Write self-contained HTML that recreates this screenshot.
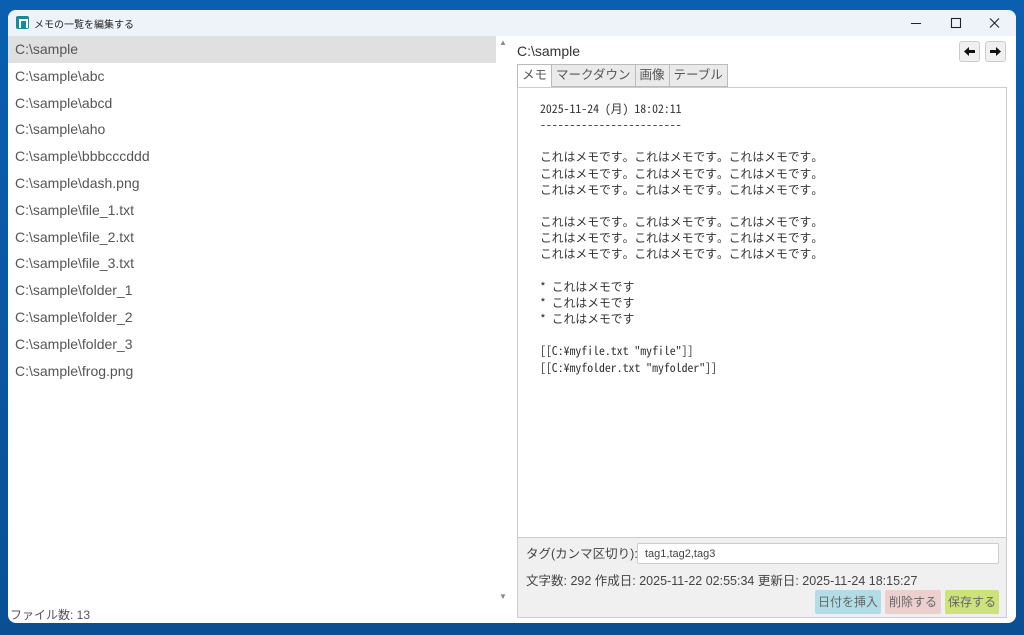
<!DOCTYPE html>
<html><head><meta charset="utf-8"><style>
*{margin:0;padding:0;box-sizing:border-box}
body{width:1024px;height:635px;background:linear-gradient(180deg,#0a5fb0,#0a4f94);position:relative;overflow:hidden;font-family:"Liberation Sans","Noto Sans CJK JP",sans-serif;color:#444}
.win{position:absolute;left:8px;top:10px;width:1008px;height:613px;background:#fff;border-radius:8px;overflow:hidden}
.tb{height:26px;background:#eef3fa;position:relative;font-size:10px;color:#222}
.tb .ic{position:absolute;left:8px;top:6px;width:13px;height:13px;background:#1a8a9a;border-radius:2px}
.tb .ic:after{content:"";position:absolute;left:3px;top:3px;width:5px;height:7px;border:2px solid #fff;border-bottom:none}
.tb .t{position:absolute;left:26px;top:6px}
.list{position:absolute;left:0;top:26px;width:488px}
.row{height:26.8px;line-height:26px;padding-left:7px;font-size:14px;color:#555}
.row.sel{background:#e0e0e0}
.sb{position:absolute;left:489px;top:26px;width:12px;height:570px;font-size:8px;color:#888;text-align:center}
.cnt{position:absolute;left:2px;top:596px;font-size:12px;color:#555}
.path{position:absolute;left:509px;top:33px;font-size:14px;color:#333}
.nav{position:absolute;top:31px;width:21px;height:21px;border:1px solid #ccc;border-radius:3px;background:#f0f0f0}
.nav svg{position:absolute;left:3px;top:3px}
.tabs{position:absolute;left:509px;top:54px;font-size:12.5px;display:flex}
.tab{height:23px;line-height:21px;padding:0 4px;border:1px solid #bbb;background:#eaeaea;color:#555;margin-right:-1px}
.tab.a{background:#fff;border-bottom-color:#fff;height:24px}
.memo{position:absolute;left:509px;top:77px;width:490px;height:451px;border:1px solid #ccc;background:#fff;font-family:"Noto Sans Mono CJK JP","Noto Sans CJK JP",monospace;font-size:11.8px;color:#333;padding:13px 0 0 22px;line-height:16.15px;white-space:pre}
.bot{position:absolute;left:509px;top:528px;width:490px;height:80px;background:#f0f0f0;border:1px solid #ccc;border-top:none}
.lbl{position:absolute;left:8px;top:5px;font-size:12.5px;color:#444}
.inp{position:absolute;left:119px;top:5px;width:362px;height:21px;border:1px solid #ccc;background:#fff;font-size:11px;padding:4px 7px;color:#444;border-radius:2px}
.info{position:absolute;left:8px;top:32px;font-size:12.5px;color:#444}
.btn{position:absolute;top:52px;height:24px;line-height:24px;font-size:12px;text-align:center;border-radius:2px;color:#666;white-space:nowrap}
</style></head><body>
<div class="win">
<div class="tb"><div class="ic"></div><div class="t">メモの一覧を編集する</div>
<svg style="position:absolute;left:900px;top:7px" width="100" height="12" stroke="#222" stroke-width="1.1" fill="none"><path d="M3 6.5h10"/><rect x="43.5" y="1.5" width="9" height="9"/><path d="M82 1.5l9 9M91 1.5l-9 9"/></svg></div>
<div class="list">
<div class="row sel">C:\sample</div>
<div class="row">C:\sample\abc</div>
<div class="row">C:\sample\abcd</div>
<div class="row">C:\sample\aho</div>
<div class="row">C:\sample\bbbcccddd</div>
<div class="row">C:\sample\dash.png</div>
<div class="row">C:\sample\file_1.txt</div>
<div class="row">C:\sample\file_2.txt</div>
<div class="row">C:\sample\file_3.txt</div>
<div class="row">C:\sample\folder_1</div>
<div class="row">C:\sample\folder_2</div>
<div class="row">C:\sample\folder_3</div>
<div class="row">C:\sample\frog.png</div>
</div>
<div class="sb"><div style="position:absolute;top:2px;width:12px">▲</div><div style="position:absolute;top:556px;width:12px">▼</div></div>
<div class="cnt">ファイル数: 13</div>
<div class="path">C:\sample</div>
<div class="nav" style="left:951px"><svg width="13" height="13"><path d="M1 6.5L6 2v3h6v3H6v3z" fill="#111"/></svg></div>
<div class="nav" style="left:977px"><svg width="13" height="13"><path d="M12 6.5L7 2v3H1v3h6v3z" fill="#111"/></svg></div>
<div class="tabs"><div class="tab a">メモ</div><div class="tab">マークダウン</div><div class="tab">画像</div><div class="tab">テーブル</div></div>
<div class="memo">2025-11-24 (月) 18:02:11
------------------------

これはメモです。これはメモです。これはメモです。
これはメモです。これはメモです。これはメモです。
これはメモです。これはメモです。これはメモです。

これはメモです。これはメモです。これはメモです。
これはメモです。これはメモです。これはメモです。
これはメモです。これはメモです。これはメモです。

* これはメモです
* これはメモです
* これはメモです

[[C:¥myfile.txt "myfile"]]
[[C:¥myfolder.txt "myfolder"]]</div>
<div class="bot">
<div class="lbl">タグ(カンマ区切り):</div>
<div class="inp">tag1,tag2,tag3</div>
<div class="info">文字数: 292 作成日: 2025-11-22 02:55:34 更新日: 2025-11-24 18:15:27</div>
<div class="btn" style="left:297px;width:66px;background:#b3dde6">日付を挿入</div>
<div class="btn" style="left:367px;width:56px;background:#eccfcf">削除する</div>
<div class="btn" style="left:427px;width:54px;background:#cde27a">保存する</div>
</div>
</div>
</body></html>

[Exercise task]: Retype each line of the listing above word for word. Exclude the pictures.

[Exercise output]:
Write self-contained HTML that recreates this screenshot.
<!DOCTYPE html>
<html><head><meta charset="utf-8"><style>
*{margin:0;padding:0;box-sizing:border-box}
body{width:1024px;height:635px;background:linear-gradient(180deg,#0a5fb0,#0a4f94);position:relative;overflow:hidden;font-family:"Liberation Sans","Noto Sans CJK JP",sans-serif;color:#444}
.win{position:absolute;left:8px;top:10px;width:1008px;height:613px;background:#fff;border-radius:8px;overflow:hidden}
.tb{height:26px;background:#eef3fa;position:relative;font-size:10px;color:#222}
.tb .ic{position:absolute;left:8px;top:6px;width:13px;height:13px;background:#1a8a9a;border-radius:2px}
.tb .ic:after{content:"";position:absolute;left:3px;top:3px;width:5px;height:7px;border:2px solid #fff;border-bottom:none}
.tb .t{position:absolute;left:26px;top:6px}
.list{position:absolute;left:0;top:26px;width:488px}
.row{height:26.8px;line-height:26px;padding-left:7px;font-size:14px;color:#555}
.row.sel{background:#e0e0e0}
.sb{position:absolute;left:489px;top:26px;width:12px;height:570px;font-size:8px;color:#888;text-align:center}
.cnt{position:absolute;left:2px;top:596px;font-size:12px;color:#555}
.path{position:absolute;left:509px;top:33px;font-size:14px;color:#333}
.nav{position:absolute;top:31px;width:21px;height:21px;border:1px solid #ccc;border-radius:3px;background:#f0f0f0}
.nav svg{position:absolute;left:3px;top:3px}
.tabs{position:absolute;left:509px;top:54px;font-size:12.5px;display:flex}
.tab{height:23px;line-height:21px;padding:0 4px;border:1px solid #bbb;background:#eaeaea;color:#555;margin-right:-1px}
.tab.a{background:#fff;border-bottom-color:#fff;height:24px}
.memo{position:absolute;left:509px;top:77px;width:490px;height:451px;border:1px solid #ccc;background:#fff;font-family:"Noto Sans Mono CJK JP","Noto Sans CJK JP",monospace;font-size:11.8px;color:#333;padding:13px 0 0 22px;line-height:16.15px;white-space:pre}
.bot{position:absolute;left:509px;top:528px;width:490px;height:80px;background:#f0f0f0;border:1px solid #ccc;border-top:none}
.lbl{position:absolute;left:8px;top:5px;font-size:12.5px;color:#444}
.inp{position:absolute;left:119px;top:5px;width:362px;height:21px;border:1px solid #ccc;background:#fff;font-size:11px;padding:4px 7px;color:#444;border-radius:2px}
.info{position:absolute;left:8px;top:32px;font-size:12.5px;color:#444}
.btn{position:absolute;top:52px;height:24px;line-height:24px;font-size:12px;text-align:center;border-radius:2px;color:#666;white-space:nowrap}
</style></head><body>
<div class="win">
<div class="tb"><div class="ic"></div><div class="t">メモの一覧を編集する</div>
<svg style="position:absolute;left:900px;top:7px" width="100" height="12" stroke="#222" stroke-width="1.1" fill="none"><path d="M3 6.5h10"/><rect x="43.5" y="1.5" width="9" height="9"/><path d="M82 1.5l9 9M91 1.5l-9 9"/></svg></div>
<div class="list">
<div class="row sel">C:\sample</div>
<div class="row">C:\sample\abc</div>
<div class="row">C:\sample\abcd</div>
<div class="row">C:\sample\aho</div>
<div class="row">C:\sample\bbbcccddd</div>
<div class="row">C:\sample\dash.png</div>
<div class="row">C:\sample\file_1.txt</div>
<div class="row">C:\sample\file_2.txt</div>
<div class="row">C:\sample\file_3.txt</div>
<div class="row">C:\sample\folder_1</div>
<div class="row">C:\sample\folder_2</div>
<div class="row">C:\sample\folder_3</div>
<div class="row">C:\sample\frog.png</div>
</div>
<div class="sb"><div style="position:absolute;top:2px;width:12px">▲</div><div style="position:absolute;top:556px;width:12px">▼</div></div>
<div class="cnt">ファイル数: 13</div>
<div class="path">C:\sample</div>
<div class="nav" style="left:951px"><svg width="13" height="13"><path d="M1 6.5L6 2v3h6v3H6v3z" fill="#111"/></svg></div>
<div class="nav" style="left:977px"><svg width="13" height="13"><path d="M12 6.5L7 2v3H1v3h6v3z" fill="#111"/></svg></div>
<div class="tabs"><div class="tab a">メモ</div><div class="tab">マークダウン</div><div class="tab">画像</div><div class="tab">テーブル</div></div>
<div class="memo">2025-11-24 (月) 18:02:11
------------------------

これはメモです。これはメモです。これはメモです。
これはメモです。これはメモです。これはメモです。
これはメモです。これはメモです。これはメモです。

これはメモです。これはメモです。これはメモです。
これはメモです。これはメモです。これはメモです。
これはメモです。これはメモです。これはメモです。

* これはメモです
* これはメモです
* これはメモです

[[C:¥myfile.txt "myfile"]]
[[C:¥myfolder.txt "myfolder"]]</div>
<div class="bot">
<div class="lbl">タグ(カンマ区切り):</div>
<div class="inp">tag1,tag2,tag3</div>
<div class="info">文字数: 292 作成日: 2025-11-22 02:55:34 更新日: 2025-11-24 18:15:27</div>
<div class="btn" style="left:297px;width:66px;background:#b3dde6">日付を挿入</div>
<div class="btn" style="left:367px;width:56px;background:#eccfcf">削除する</div>
<div class="btn" style="left:427px;width:54px;background:#cde27a">保存する</div>
</div>
</div>
</body></html>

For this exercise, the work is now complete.